I have seen (and myself actually screwed up!!!) more situations by staying with too low of an ISO setting to ever think of advising people to limit themselves to ISO 400, or lower, on events that happen during the twilight period. Especially if I think they might well be stuck using f/3.5~5.6 lenses like 18-55 kit zooms, or something similar, which tops out at f/5.6. You mention the golden hour...yeah...maybe there will be sunlight slanting in....or, maybe, it'll turn out to be an overcast day, and you'll be sitting there looking at f/5.6 at 55mm at 1/40 second at ISO 400. It's almost always better to have a slightly noisy image that is basically sharp, than a low-noise, perfectly-exposed series of smeared, blurry frames that are mostly unusable. So, if the situation or your gear, or more likely the combination of situation and your equipment, dictates, jack the ISO to whatever is needed, when the day arrives and you are there.

Hope for the best, prepare for the worst. I remember one July 4 parade where it was raining, and people had old woolen blankets over their shoulders as they sat and stood and watched a windy, cold, rainy parade. 1983. Man, what a sucky July 4 that was. I had prepared to shoot beautiful, blue-sky + white cloud Kodachrome 64 slides, but instead had to switch to grainy, expensive high-speed Ektachrome just to gain some speed.


----------



## Danny_511 (May 6, 2013)

Derrel said:


> Shoot at an ISO level that ensures your pictures will be sharp. I know Steve mentioned not needing to go as "high" as ISO 400, but at 7:00 PM-7:20 PM, ISO 400 might be too low of an ISO to ensure you movement-stopping capability; a lot of it depends on the light level, and what kind of gear you have, both camera, and lens(es). If you have a newer, modern d-slr that shoots great up to ISO 6,400 it's "one thing"; if you have an older Rebel or lower-spec'd Nikon that starts to get pretty badly noised-up at ISO 800 and higher, it's "another thing". We don't really know what you have to work with...so...
> 
> I have seen (and myself actually screwed up!!!) more situations by staying with too low of an ISO setting to ever think of advising people to limit themselves to ISO 400, or lower, on events that happen during the twilight period. Especially if I think they might well be stuck using f/3.5~5.6 lenses like 18-55 kit zooms, or something similar, which tops out at f/5.6. You mention the golden hour...yeah...maybe there will be sunlight slanting in....or, maybe, it'll turn out to be an overcast day, and you'll be sitting there looking at f/5.6 at 55mm at 1/40 second at ISO 400. It's almost always better to have a slightly noisy image that is basically sharp, than a low-noise, perfectly-exposed series of smeared, blurry frames that are mostly unusable. So, if the situation or your gear, or more likely the combination of situation and your equipment, dictates, jack the ISO to whatever is needed, when the day arrives and you are there.
> 
> Hope for the best, prepare for the worst. I remember one July 4 parade where it was raining, and people had old woolen blankets over their shoulders as they sat and stood and watched a windy, cold, rainy parade. 1983. Man, what a sucky July 4 that was. I had prepared to shoot beautiful, blue-sky + white cloud Kodachrome 64 slides, but instead had to switch to grainy, expensive high-speed Ektachrome just to gain some speed.

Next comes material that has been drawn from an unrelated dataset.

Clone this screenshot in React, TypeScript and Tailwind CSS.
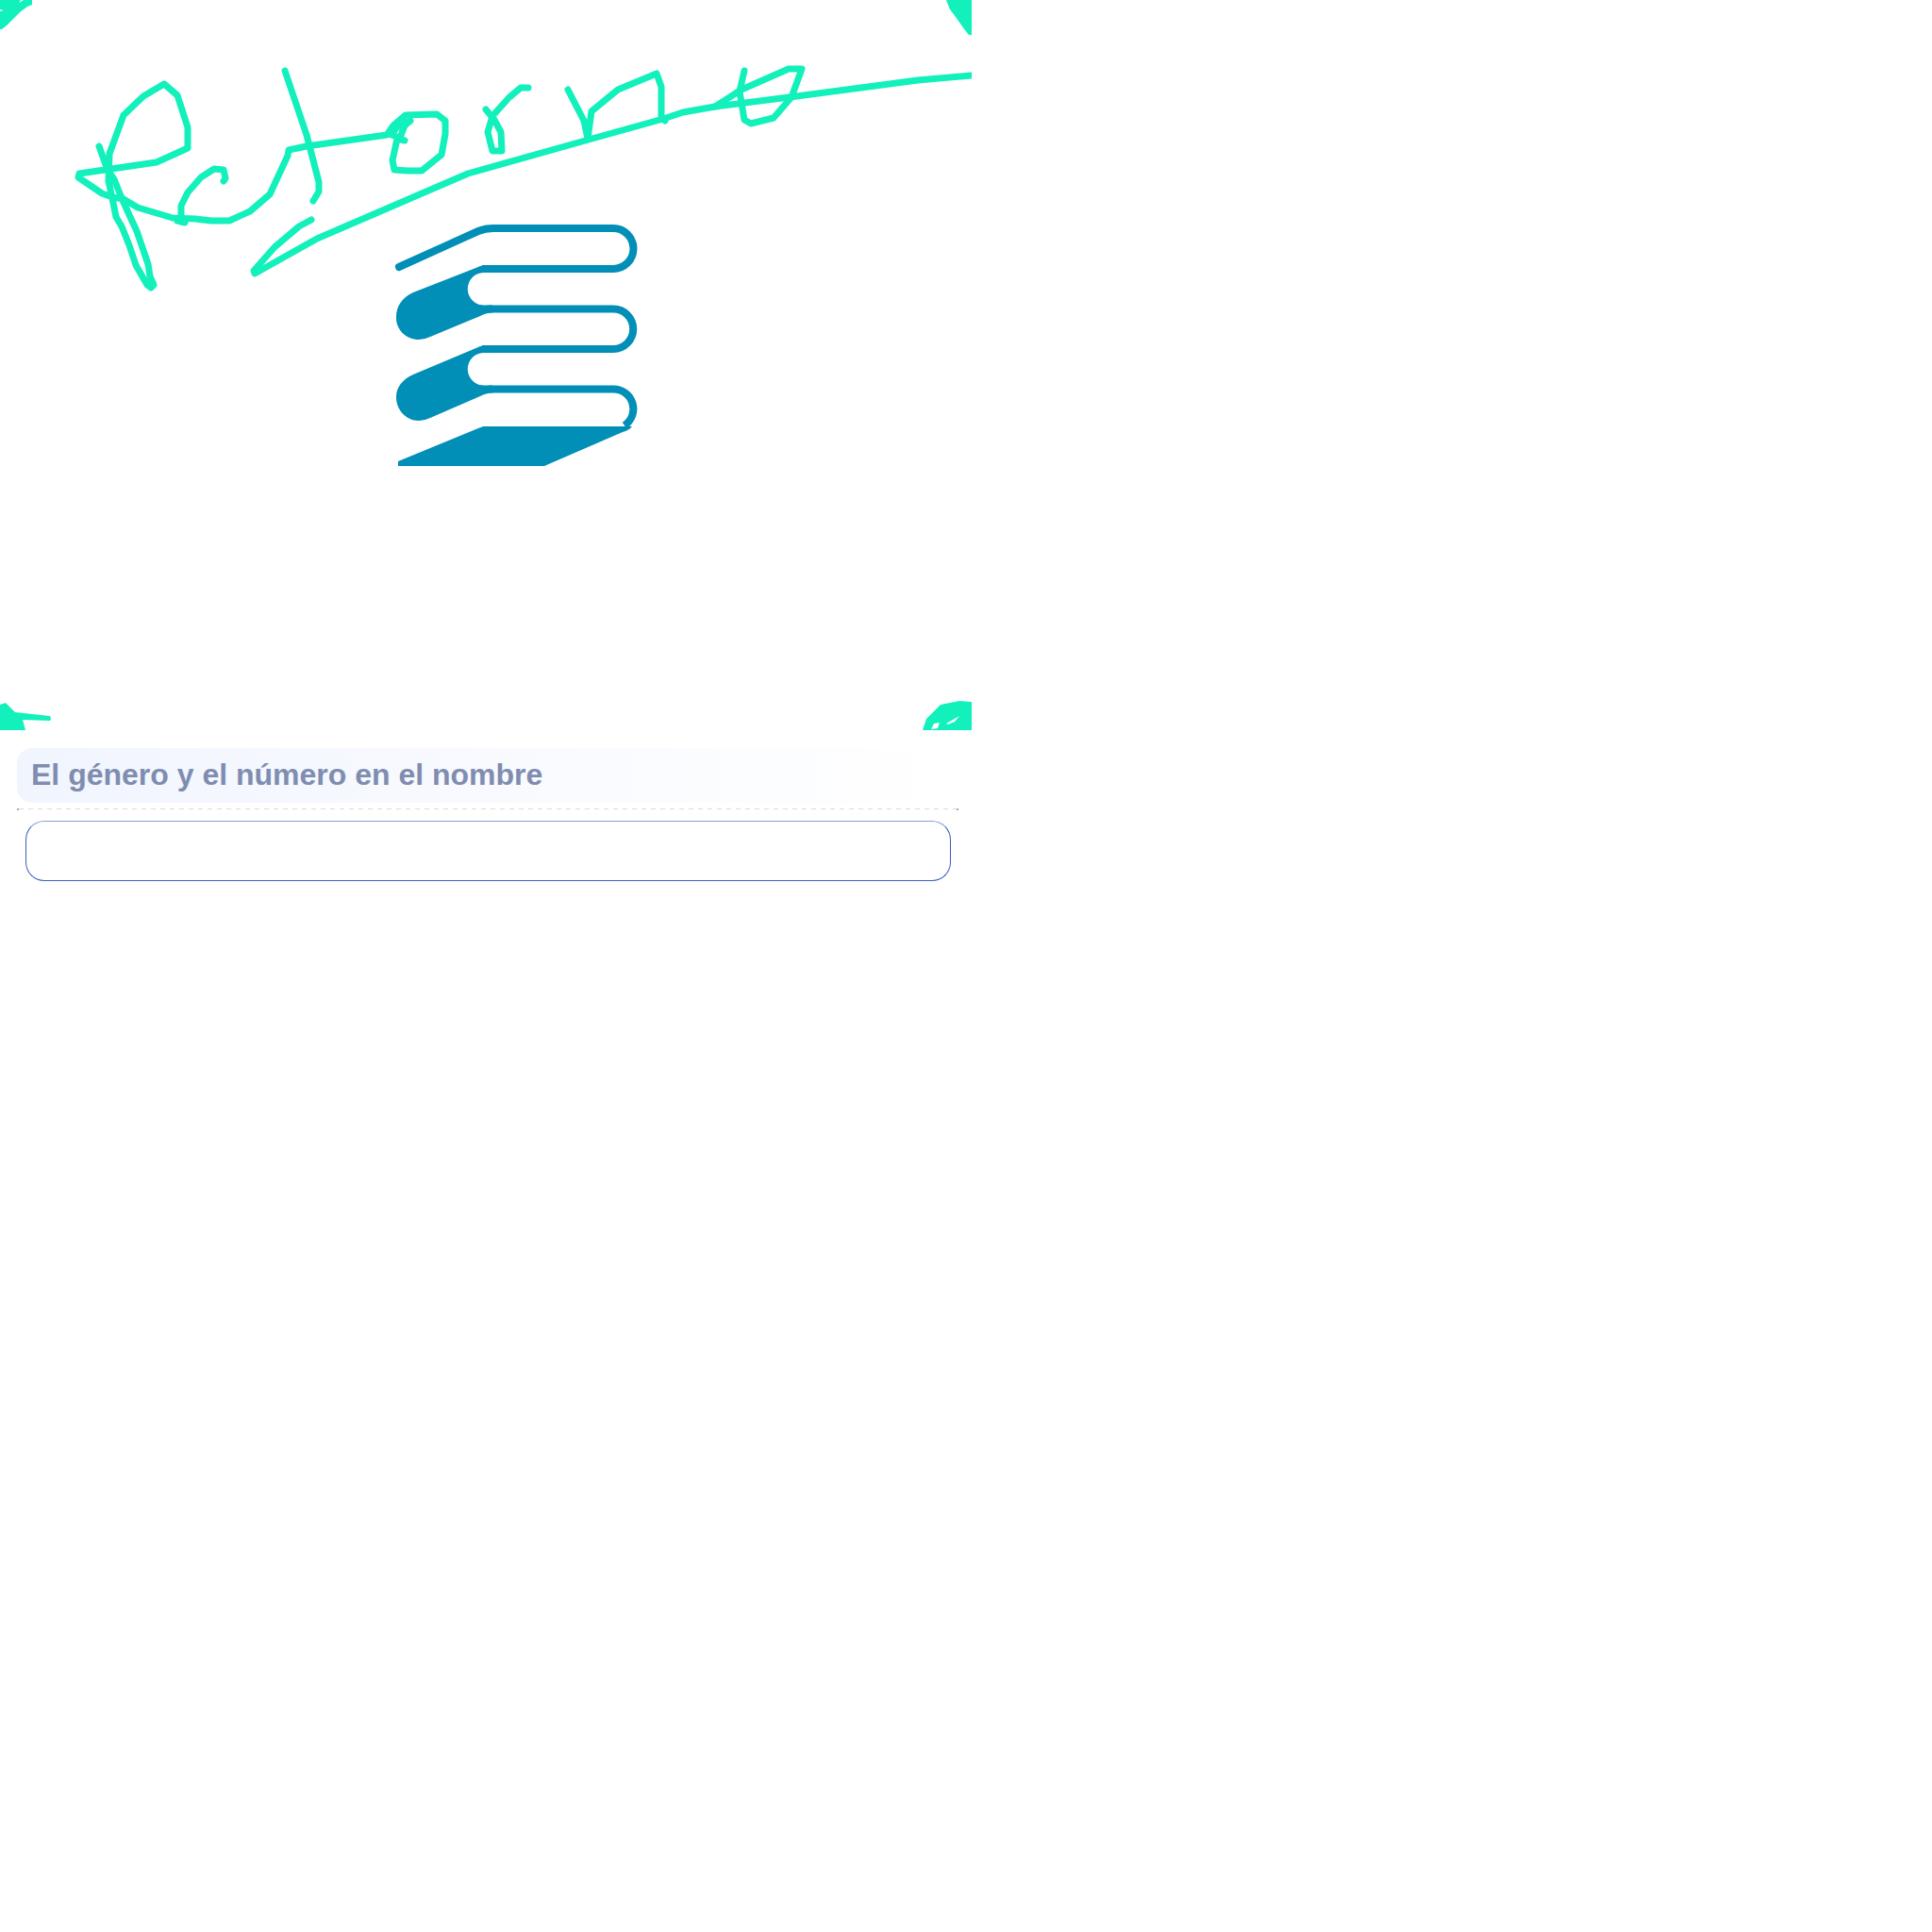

Understandable. Lol im gonna have to screenshot these so I can remember what you guys said.


----------



## hirejn (May 6, 2013)

If you can catch any part of dusk, you have a light advantage and may not need a super high ISO or flash. I wouldn't use flash anyway because it's generally poor etiquette during performances. A golden rule is use a lens with 2.8 or faster. You need the most light you can get for a shutter speed that can freeze motion, about 1/200. If you don't have 2.8, you have 3.5 to 5.6, and that's about a stop less light minimum. If you have those cheaper lenses, shoot wider to get a faster working aperture. I'd recommend manual exposure and do a couple test exposures. With auto it's too easy for the camera to be fooled by changing backgrounds and subject sizes. Also, shoot RAW. That gives you more flexibility with color later since WB can be tricky in concert situations.

This is assuming you have permission to shoot. Respect the venue and staff, and musicians.


----------



## vintagesnaps (May 6, 2013)

Are you shooting film or digital? Just curious because I looked at your profile page and I have a Konica Autoreflex too. Gee, I'd take that... and a sharp short telephoto...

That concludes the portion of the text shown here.